Units located in new urban communities (such as New Cairo and Sixth of October) and built on land purchased/ allocated by city administrative authority or the New Urban Communities Agency.
- Preliminary contract
- Land allocation note from an agency affiliated with the New Urban Communities Agency
- Official construction license approved by the city administrative authority
- Land delivery note.
- Financial and construction status.
Chain of Title is a document that shows purchasing and selling transactions on a unit since it has been built.
Yes, touristic residential units (such as those located in North Coast, Ain Sokhna, or Hurgada) on condition of checking following documents:
- Land allocation contract
- Land delivery report
- Copy of authenticated layout
- Copy of authenticated geometrical drawings
- Financial & construction status.
Law gives right to mortgagor to accept any other collateral such as:
- Propose another registered unit owned by client or any other person as alternative collateral provided that collateral unit value is equal to required mortgage value (as per appraisal report).
- Propose bank deposits as alternative collateral provided that collateral value is equal to mortgage value and to be pledged in favor of mortgagee along finance tenor.
The property will be registered in the client’s name (mortgagor) after signing the finance contract immediately, and mortgagee will impose a unit lien throughout mortgage tenor.
After signing the tripartite contract, the contract date will be registered in registration office; that is the first step of maintaining buyer’s right to mortgaged unit. Other processes will take place after that, such as going through registration process for mortgagor (client) then lien is removed by mortgagee. Mortgagee undertakes such procedures on behalf of the client by a power of proxy.
The tripartite contract is a template set by EFSA. The contract parties are :
- Buyer (mortgagor/ investor)
Mortgage value, installment values, mortgage tenor, and appraised unit value are stated.
Yes. E.g. rents, deposits, pension… etc.)

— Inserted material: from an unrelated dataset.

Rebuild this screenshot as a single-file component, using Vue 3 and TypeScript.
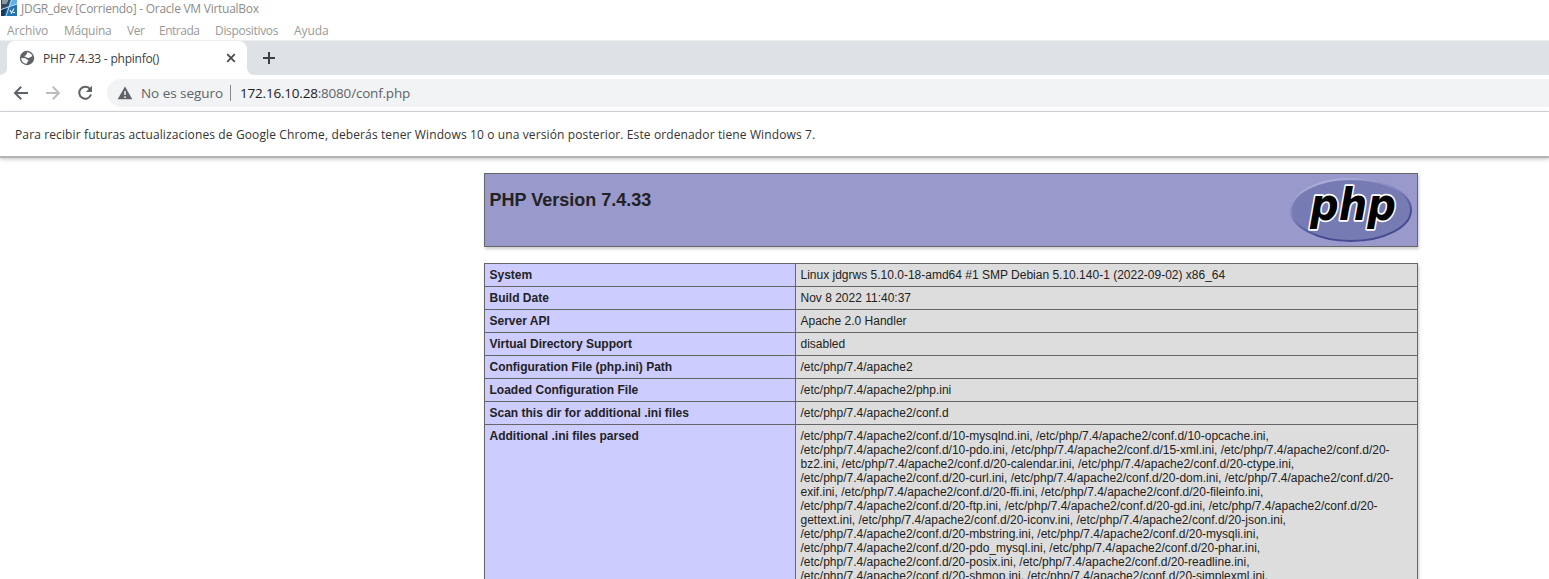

- E.g. father, mother, siblings, husband, wife… etc. provided that income documents and IDs are submitted for each of them individually.
- Unit deed in this case will be in the names of all mortgagors (partners to mortgage).
Yes, on condition that client meets some requirements for foreigners’ ownership of property and unoccupied lands in Egypt as per the law.
Yes, on condition that the end of mortgage tenor is by client’s becoming sixty-five years of age.
- Mortgagee registers tripartite contract date in Real Estate Registry, the first step to save mortgagor’s rights to mortgaged unit.
- Proceeding with registration procedures and unit lien.
- Choosing the suitable unit
- Calculating the required down-payment, mortgage amount & monthly premium
- Filling-in mortgage finance request application, attaching required income & unit documents
- Paying processing fees (application/ appraisal/ legal fees)
- Printing credit report through I-Score to have credit approval
- Internal procedures: examining the legal and credit documents; investigation and insurance process, then appraising unit.
- Signing the power of attorneys, tripartite agreement, and any other required disbursement documents.
Yes, AAIMF can accept a power of attorney, but its drafting must be approved by AAIMF’s Legal Department. On the other hand, the client must sign investigation authorization and installment checks in person.
The monthly installment cannot exceed 40% of the client’s total income.
The completion period in AAIMF does not exceed 5 days after submitting all required documents.
Bank checks are signed so that mortgagee can collect premiums as per agreement with mortgagor.
Yes, but it only applies when income documents allow for the required method.
In case of partial anticipated payment, client opts for modifying monthly premiums or mortgage tenor.
AAIMF assigns an EFSA-certified evaluator to appraise the property to assure the client as well as the mortgage company that the property value is the actual market price since the property is the main collateral. Accordingly, mortgagee incurs valuation report on unit market price in order to uphold the rights of both parties to contract: mortgagor and mortgagee.
When mortgage finance is disbursed, insurance of the following takes place:
- Life insurance against death or incapacitation of mortgagor: Insurance company is committed to covering leftover loan amount (in case of death or incapacitation). Inheritors will acquire unit with no liabilities.
- Fire insurance of property: Insurance company is committed to covering losses according to inspection in case unit is exposed to fire.
Life and unit insurance premiums are added to the monthly installment throughout tenor.